Performance characterization of a data mining application via hardware-based monitoring
Abstract
In many fields, such as data mining and e-commerce, performance issues are typically addressed by waiting for the next generation of processors and/or distributing the application in a parallel environment. An alternative has been to instrument the code so that observation can drive modifications to improve performance. Success is measured typically by the improvement in wall clock time of program execution. In the latest generation of commercial processors (IBM Power/PowerPC, Compaq Alpha, Intel Pentium III) programmable counters are included in the hardware to gather data that can be used for performance monitoring. These counters allow internal events in the processor to be observed without impacting the performance of the program that is being monitored.
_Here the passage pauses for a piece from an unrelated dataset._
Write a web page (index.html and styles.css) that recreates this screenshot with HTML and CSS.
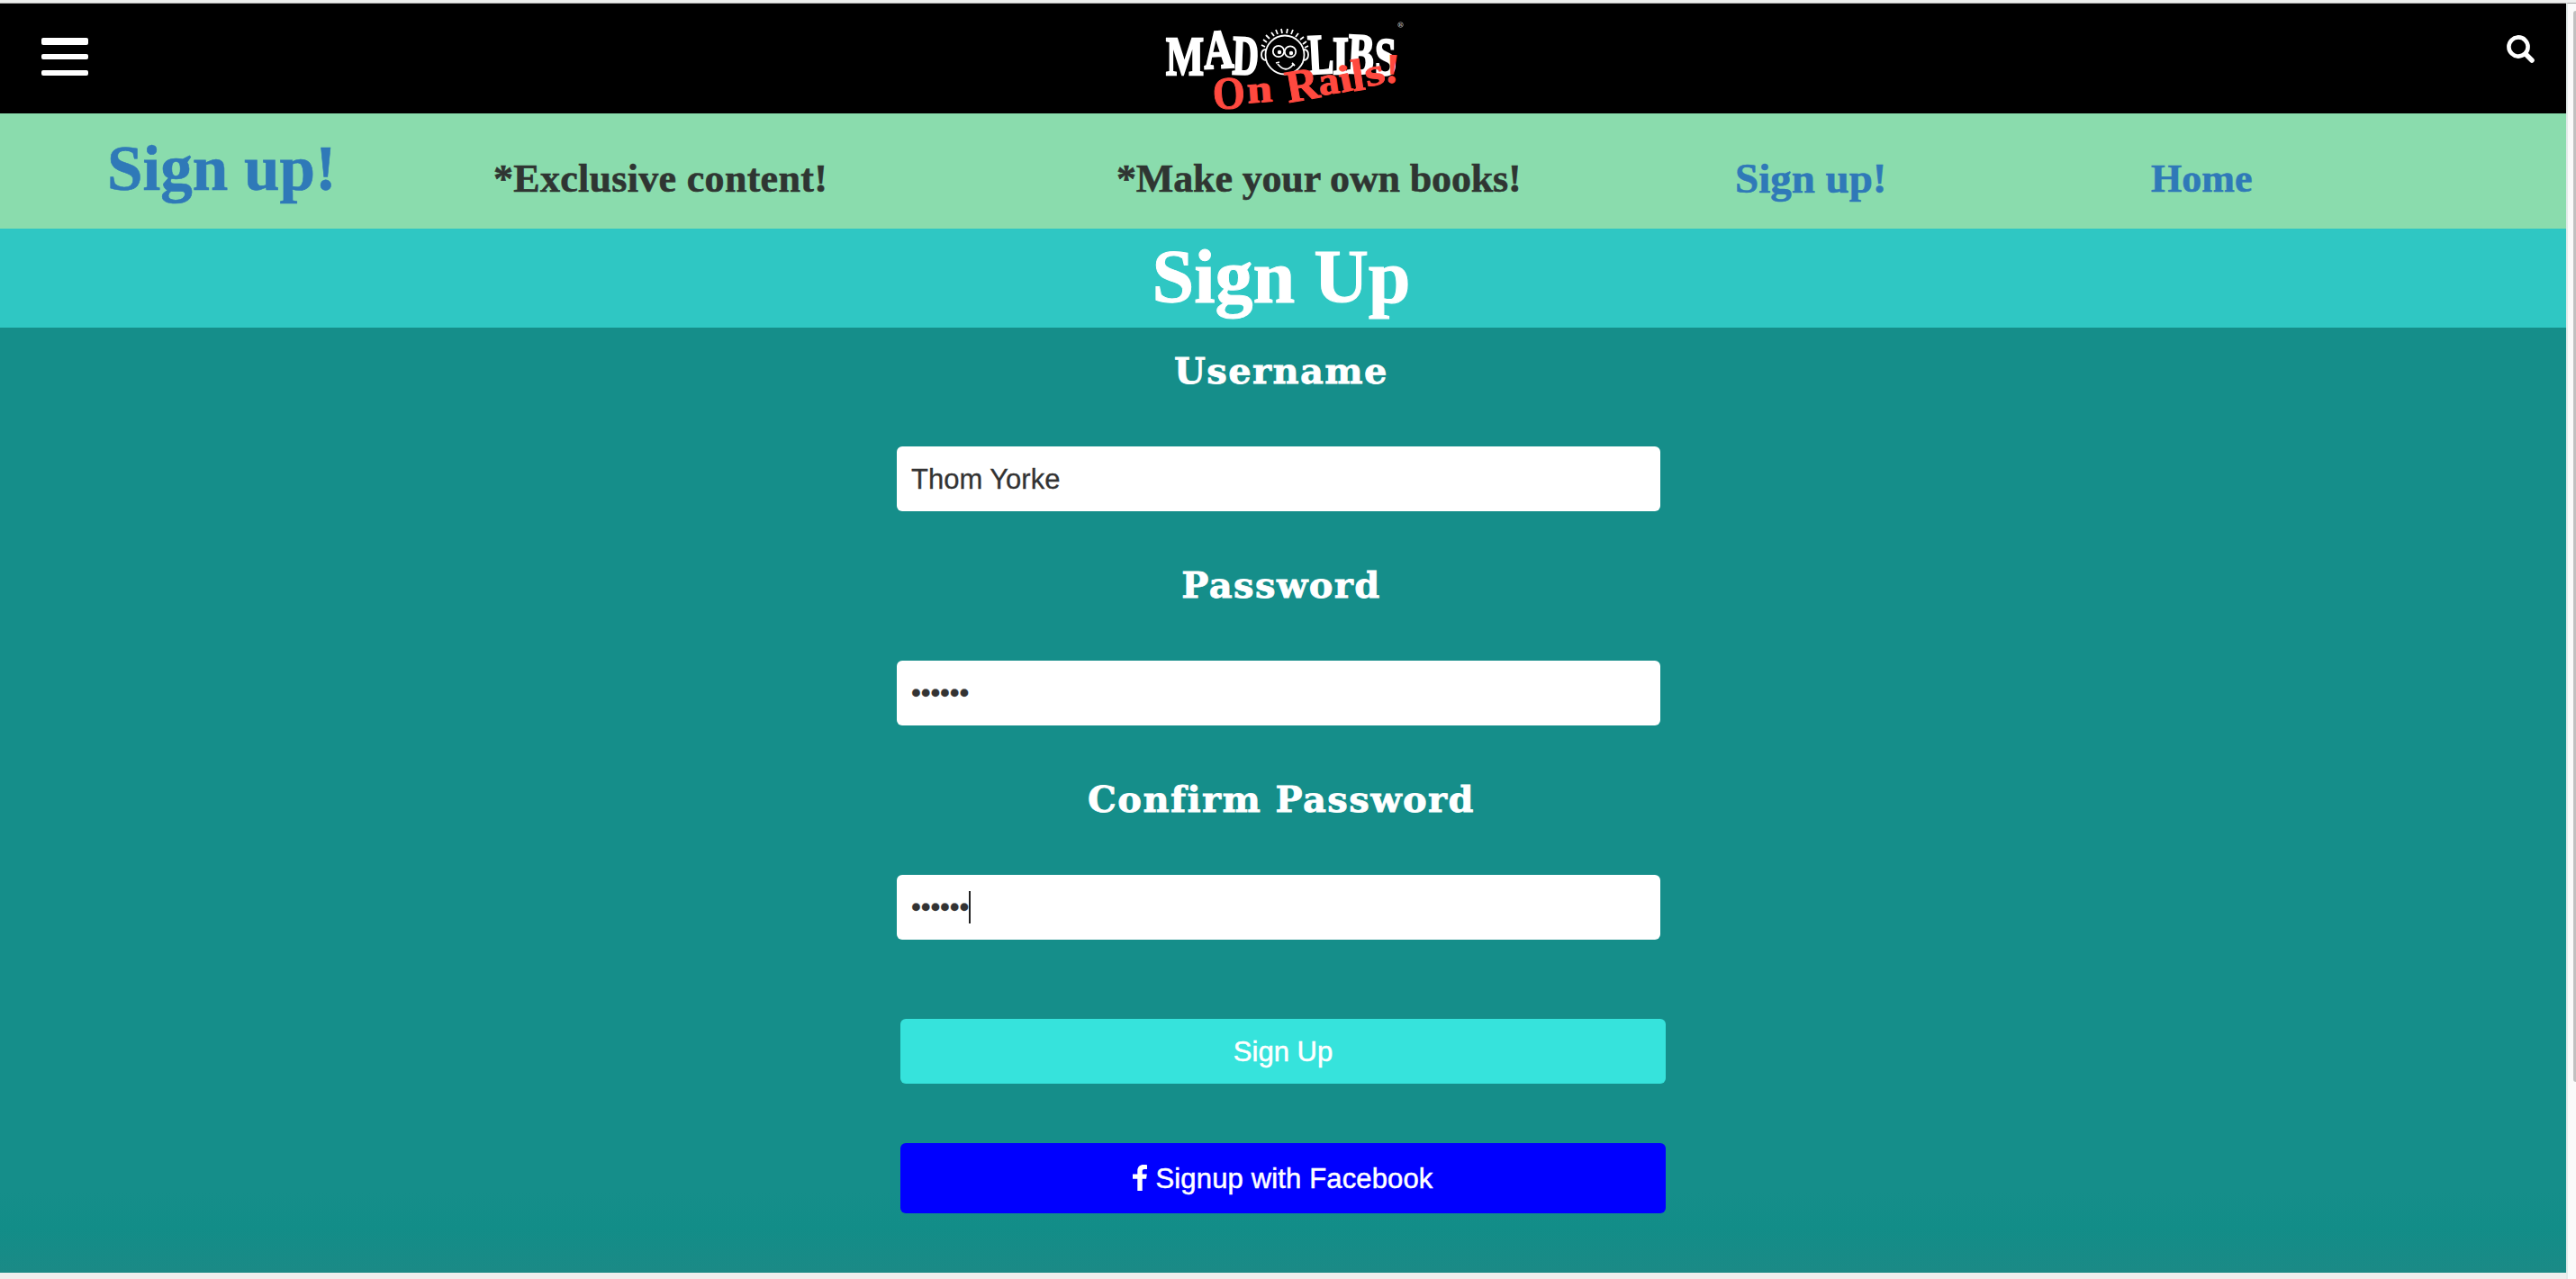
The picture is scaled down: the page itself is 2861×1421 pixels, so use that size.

This paper explores the use of performance monitoring to characterize the machine learning based data mining program C4.5 running on an IBM Power II processor node in an IBM RS/6000 SP. Development and verification of the methodology to utilize the performance monitoring hardware is presented. The starting point of this work is an existing performance monitoring application that has been extended to allow monitoring of individual programs running on the single chip implementation of the Power II architecture. Examples of the data collected from the monitoring of C4.5 are presented and analyzed. With the experience gained from the work on a single node, the potential issues in extending this methodology into a parallel environment such as the IBM RS/6000 SP are explored. © 2001 SPIE.